PhD Dissertation Defense: Mahdad Talebpour
Mahdad Talebpour, PhD Candidate
Advisor: Dr. Claire Welty
FINE-SCALE MODELING OF URBAN HYDROMETEOROLOGY IMPLEMENTING FULL DYNAMICS OF ATMOSPHERE-LAND SURFACE-SUBSURFACE PROCESSES
Abstract:
This work built and evaluated a fully-coupled urban atmosphere-land surface-subsurface model, WRF-PUCM-PF, by coupling Weather Research and Forecasting (WRF), Princeton Urban Canopy Model (PUCM), and ParFlow. The WRF-PUCM-PF model was evaluated against WRF-PUCM, in application to a small watershed (Dead Run, 10.8 km by 10.8 km) in Baltimore, Maryland, (90-m grid resolution). WRF-PUCM-PF realistically turned most of the generated rain over impervious surfaces into runoff and had a 2% increase in area-averaged soil moisture content. WRF-PUCM gained 10 times higher soil moisture content through infiltration over impervious surfaces. WRF-PUCM-PF’s soil moisture distribution was influenced realistically by topography and land cover. However, WRF-PUCM’s spatial soil moisture distribution was similar to accumulated rain spatial distribution, neglecting any lateral flow. The sensitivity of WRF’s fine-scale (150 m) urban simulation to (1) leading time in soil moisture spinup in WRF (14, 7, and 4 days before the analysis period), and (2) the conversion algorithm between the National Land Cover Dataset (NLCD) Developed categories to WRF’s urban categories, was evaluated by running 12 scenarios.
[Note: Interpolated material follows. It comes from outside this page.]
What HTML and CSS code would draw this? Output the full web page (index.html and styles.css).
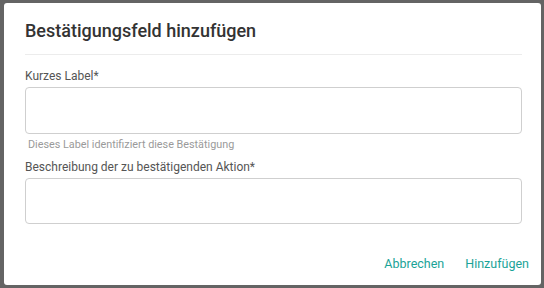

Overall, starting 7 days earlier resulted in better performance in LST prediction by perturbing soil moisture distribution and not diverging from atmospheric observations. WRF’s conversion algorithm of NLCD had the strongest impact on WRF’s LST performance. The role of incorporating a realistically simulated soil moisture distribution (50-m grid resolution) by ParFlow into WRF was evaluated and validated for the Baltimore city (36 km by 36 km). ParFlow-simulated soil moisture was injected into WRF and compared to a simulation using interpolated soil moisture from the parent (outer) domain output. Validated against Landsat 8 land surface temperature (LST) on August 22, 2017, 12:00 EDT, the model with ParFlow soil moisture input performed significantly better by achieving smaller biases in area-averaged LST (0.41 ˚C and 1.06 ˚C) over non-urban areas compared to the model with the interpolated soil moisture distribution (1.2 ˚C and 3.2 ˚C). Overall, this work underlines the importance of incorporating realistic terrestrial hydrology dynamics in the simulation of urban soil moisture distribution and microclimatic variation.